Although members of the Court gave a good deal of grief to Arizona and United States, a number of Justices were also openly troubled by the suggestion from Gant’s attorney, Thomas F. Jacobs, that the Court should depart from the bright-line rule established in Belton

Jacobs’ first question came from Justice Scalia – a traditional proponent of clear rules over flexible standards – noting that the Court had a bright-line rule permitting the search of the person of an arrestee regardless of whether or not the person posed any realistic threat to officers.  “I mean, if the police arrest Mother Teresa, they are still entitled to frisk her, right, even though there’s little likelihood that she has a Gatt?”

Other Justices were concerned about how the Court could draw an administrable line if it backed away from Belton.  The Chief Justice, for example, expressed his view that the “The whole point of a bright-line rule is that you don’t look at the specific facts and it presents a problem here you say the guy is handcuffed and in the back of the car? Well what if he is in the back of the car but not handcuffed? What if there are five people around who might break open the police car and free him? What if there are three people around? You have exactly the same case by case inquiry that Belton said we are not going to do.”  Justice Alito asked similar questions.

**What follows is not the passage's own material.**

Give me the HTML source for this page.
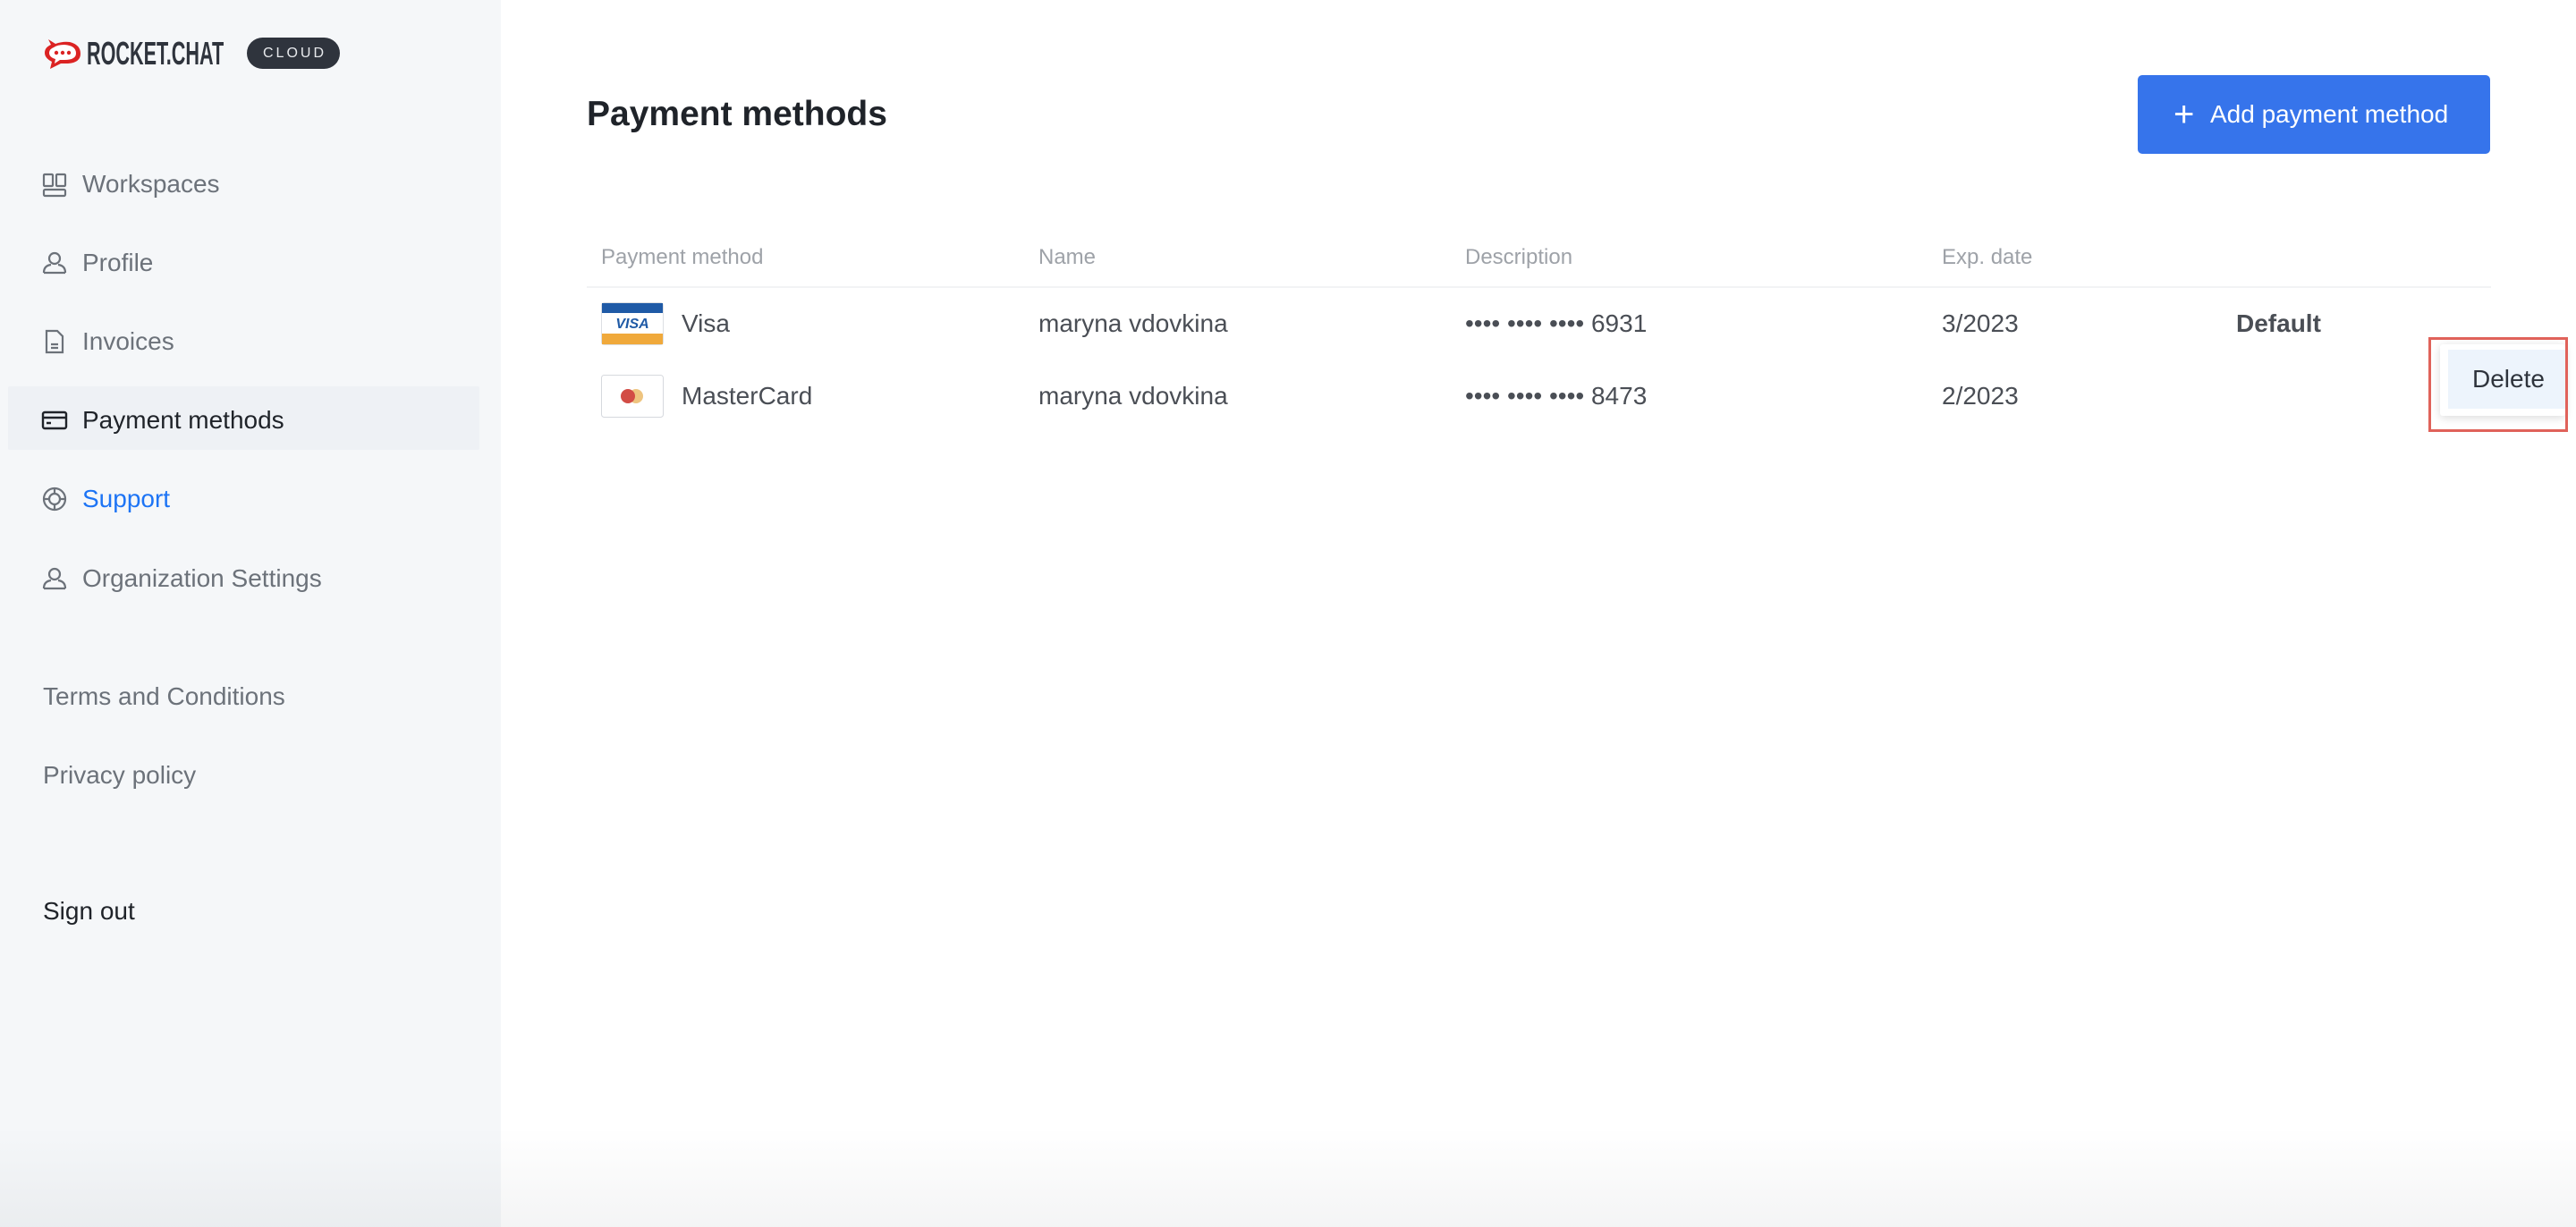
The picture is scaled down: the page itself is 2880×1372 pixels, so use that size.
<!DOCTYPE html>
<html><head><meta charset="utf-8"><style>
*{margin:0;padding:0;box-sizing:border-box}
body{width:2880px;height:1372px;overflow:hidden;background:#fff;font-family:"Liberation Sans",sans-serif;position:relative}
.side{position:absolute;left:0;top:0;width:560px;height:1372px;background:#f5f7f9}
.abs{position:absolute;white-space:nowrap}
.nav{position:absolute;left:92px;font-size:28px;color:#6c727a;line-height:34px}
.ico{position:absolute;left:46px}
.th{position:absolute;top:274px;font-size:24px;color:#9ea2a8;line-height:28px}
.td{position:absolute;font-size:28px;color:#4a4e55;line-height:34px;font-weight:500}
</style></head><body>
<div class="side">
 <svg class="abs" style="left:48px;top:42px" width="44" height="36" viewBox="0 0 44 36">
  <path d="M6 2 L14 7 Q22 4 30 5 Q42 8 42 18 Q42 28 28 29 L20 29 L8 35 L10 27 Q2 23 2 17 Q2 11 9 8 Z" fill="#db2323"/>
  <path d="M12 11 Q16 8 24 8 Q37 9 37 17.5 Q37 25 24 25 L19 25 L13 29 L14 24 Q7 22 7 17 Q7 13 12 11Z" fill="#fff"/>
  <circle cx="15" cy="17" r="2.2" fill="#db2323"/><circle cx="22" cy="17" r="2.2" fill="#db2323"/><circle cx="29" cy="17" r="2.2" fill="#db2323"/>
 </svg>
 <div class="abs" style="left:97px;top:40px;font-size:36px;font-weight:700;color:#2f343d;line-height:40px;transform:scaleX(0.6);transform-origin:left center">ROCKET.CHAT</div>
 <div class="abs" style="left:276px;top:42px;width:104px;height:35px;border-radius:18px;background:#2f343d;color:#e8eaed;font-size:16px;letter-spacing:3px;text-align:center;line-height:35px;padding-left:3px">CLOUD</div>

 <div class="abs" style="left:9px;top:432px;width:527px;height:71px;background:#eef1f5;border-radius:2px"></div>

 <svg class="ico" style="top:192px" width="30" height="30" viewBox="0 0 30 30" fill="none" stroke="#6c727a" stroke-width="2.2"><rect x="3" y="3" width="10" height="13" rx="1"/><rect x="17" y="3" width="10" height="13" rx="1"/><rect x="3" y="20" width="24" height="7" rx="1.5"/></svg>
 <div class="nav" style="top:189px">Workspaces</div>
 <svg class="ico" style="top:279px" width="30" height="30" viewBox="0 0 30 30" fill="none" stroke="#6c727a" stroke-width="2.2"><circle cx="15" cy="10" r="6"/><path d="M3 26 Q3 18 11 17 M27 26 Q27 18 19 17 M3 26 H27"/></svg>
 <div class="nav" style="top:277px">Profile</div>
 <svg class="ico" style="top:367px" width="30" height="30" viewBox="0 0 30 30" fill="none" stroke="#6c727a" stroke-width="2.2"><path d="M6 3 H18 L24 9 V27 H6 Z"/><path d="M11 18 H19 M11 22 H19"/></svg>
 <div class="nav" style="top:365px">Invoices</div>
 <svg class="ico" style="top:455px" width="30" height="30" viewBox="0 0 30 30" fill="none" stroke="#1f2329" stroke-width="2.4"><rect x="2" y="6" width="26" height="18" rx="2"/><path d="M2 12 H28 M6 18 H11"/></svg>
 <div class="nav" style="top:453px;color:#1f2329">Payment methods</div>
 <svg class="ico" style="top:543px" width="30" height="30" viewBox="0 0 30 30" fill="none" stroke="#6c727a" stroke-width="2.2"><circle cx="15" cy="15" r="12"/><circle cx="15" cy="15" r="6"/><path d="M15 3 V9 M15 21 V27 M3 15 H9 M21 15 H27"/></svg>
 <div class="nav" style="top:541px;color:#1d74f5">Support</div>
 <svg class="ico" style="top:632px" width="30" height="30" viewBox="0 0 30 30" fill="none" stroke="#6c727a" stroke-width="2.2"><circle cx="15" cy="10" r="6"/><path d="M3 26 Q3 18 11 17 M27 26 Q27 18 19 17 M3 26 H27"/></svg>
 <div class="nav" style="top:630px">Organization Settings</div>

 <div class="nav" style="left:48px;top:762px">Terms and Conditions</div>
 <div class="nav" style="left:48px;top:850px">Privacy policy</div>
 <div class="nav" style="left:48px;top:1002px;color:#1f2329">Sign out</div>
</div>

<div class="abs" style="left:656px;top:106px;font-size:39px;font-weight:700;color:#1f2329;line-height:44px">Payment methods</div>
<div class="abs" style="left:2390px;top:84px;width:394px;height:88px;background:#3674eb;border-radius:5px;color:#fff;font-size:28px;line-height:88px">
 <span class="abs" style="left:40px;top:0;font-size:40px;font-weight:300">+</span>
 <span class="abs" style="left:81px;top:0">Add payment method</span>
</div>

<div class="th" style="left:672px">Payment method</div>
<div class="th" style="left:1161px">Name</div>
<div class="th" style="left:1638px">Description</div>
<div class="th" style="left:2171px">Exp. date</div>
<div class="abs" style="left:656px;top:320px;width:2129px;height:2px;background:#f2f3f5"></div>

<svg class="abs" style="left:672px;top:338px" width="70" height="48" viewBox="0 0 70 48"><rect x="0.5" y="0.5" width="69" height="47" rx="3" fill="#fff" stroke="#dcdfe3"/><rect x="1" y="1" width="68" height="11" fill="#1f5aa6"/><rect x="1" y="35" width="68" height="12" fill="#f0a93b"/><text x="35" y="29" text-anchor="middle" font-family="Liberation Sans" font-weight="700" font-style="italic" font-size="16" fill="#1f5aa6">VISA</text></svg>
<div class="td" style="left:762px;top:345px">Visa</div>
<div class="td" style="left:1161px;top:345px">maryna vdovkina</div>
<div class="td" style="left:1638px;top:345px">•••• •••• •••• 6931</div>
<div class="td" style="left:2171px;top:345px">3/2023</div>
<div class="td" style="left:2500px;top:345px;font-weight:700">Default</div>

<svg class="abs" style="left:672px;top:419px" width="70" height="48" viewBox="0 0 70 48"><rect x="0.5" y="0.5" width="69" height="47" rx="3" fill="#fff" stroke="#d6d9de"/><circle cx="39" cy="24" r="8" fill="#eec47f"/><circle cx="30" cy="24" r="8" fill="#d24c45"/></svg>
<div class="td" style="left:762px;top:426px">MasterCard</div>
<div class="td" style="left:1161px;top:426px">maryna vdovkina</div>
<div class="td" style="left:1638px;top:426px">•••• •••• •••• 8473</div>
<div class="td" style="left:2171px;top:426px">2/2023</div>

<div class="abs" style="left:2728px;top:385px;width:140px;height:80px;background:#fff;box-shadow:0 2px 10px rgba(0,0,0,.15);border-radius:3px"></div>
<div class="abs" style="left:2737px;top:391px;width:131px;height:66px;background:#edf4fc;font-size:28px;color:#2f343d;line-height:66px;padding-left:27px">Delete</div>
<div class="abs" style="left:2715px;top:377px;width:156px;height:106px;border:3px solid #e0625a"></div>

<div class="abs" style="left:0;top:1260px;width:2880px;height:112px;background:linear-gradient(to bottom,rgba(0,0,0,0),rgba(40,50,60,.05))"></div>
</body></html>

Interestingly, neither the Chief Justice nor Justice Alito seemed particularly concerned about adopting a more case-by-case approach to the exclusionary rule in Herring.  While it may simply be a case of inconsistency on their part, the Justices might also think that it is far more important to have a bright line rule governing police officers’ primary conduct than it is to have a simple rule for judges to apply after-the-fact in administering the exclusionary rule.

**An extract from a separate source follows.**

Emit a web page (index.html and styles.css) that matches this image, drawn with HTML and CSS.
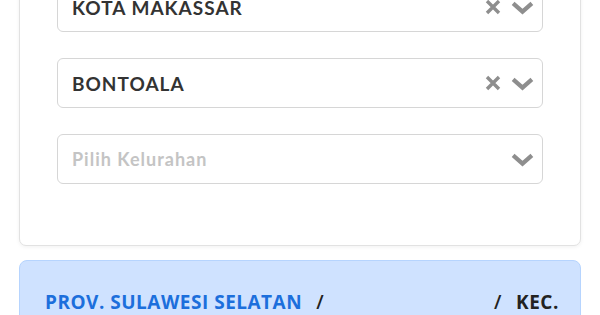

Justice Alito was also quite concerned that whether Belton made sense or not, it was established precedent.  He asked,”what’s the justification for overruling Belton? Is it, has there been no reliance on it, is the Belton rule less workable than the rule that, the case by case rule that you’re proposing, is it undermined by subsequent developments and precedent or does stare decisus simply not count in these cases?”  Getting himself in a bit of trouble, Jacobs seemed to answer that it was enough that Belton was wrong, provoking Justice Breyer to say that he would require more.  “Now, is there some indication that that’s turned out to be abusive? Is there indication that there are other problems with the rule as it turned out to be complicated? What kinds of things you could say that will overcome what I’m putting forth as a kind of reluctance.” Jacobs answered that modern police procedures – including the pervasive practice of handcuffing suspects and putting them in the back of a police car – have undermined the premise of Belton.

* * * *

The arguments in these cases illustrate the complexity of arguing Fourth Amendment cases before this Court.  It is not simply a question of appealing to Justices’ support for, or skepticism of, the exclusionary rule or broad discretion for law enforcement officers.  Many of the Justices are also concerned about need for clear, administrable rules, while others simultaneously resist the inflexibility and illogical results a bright-line rule inevitably gives rise to.  And while some Justices are more than ready to abandon old decisions and doctrines they believe were wrongly adopted or no longer make sense (be it the exclusionary rule or Belton) others feel strongly about the Court’s obligation to adhere to its prior precedent absent strong justification for departure.  And to make matters worse, these various considerations often point in different directions and cut across the traditional liberal-conservative lines on the Court: Justices Breyer and Alito worry about stare decisis, while Justice Thomas is much less concerned; Justice Kennedy wants a rule that makes pragmatic sense, while Justice Scalia doesn’t care if the rule is nonsensical if it has a historical pedigree; Scalia worries about a vague standard for applying the exclusionary rule, but the Chief Justice not so much.  In the end, the cross-currents can sometimes give advocates more to work with in crafting arguments that can attract five votes.  But at the same time, it sometimes makes the task of holding together a coalition quite complicated.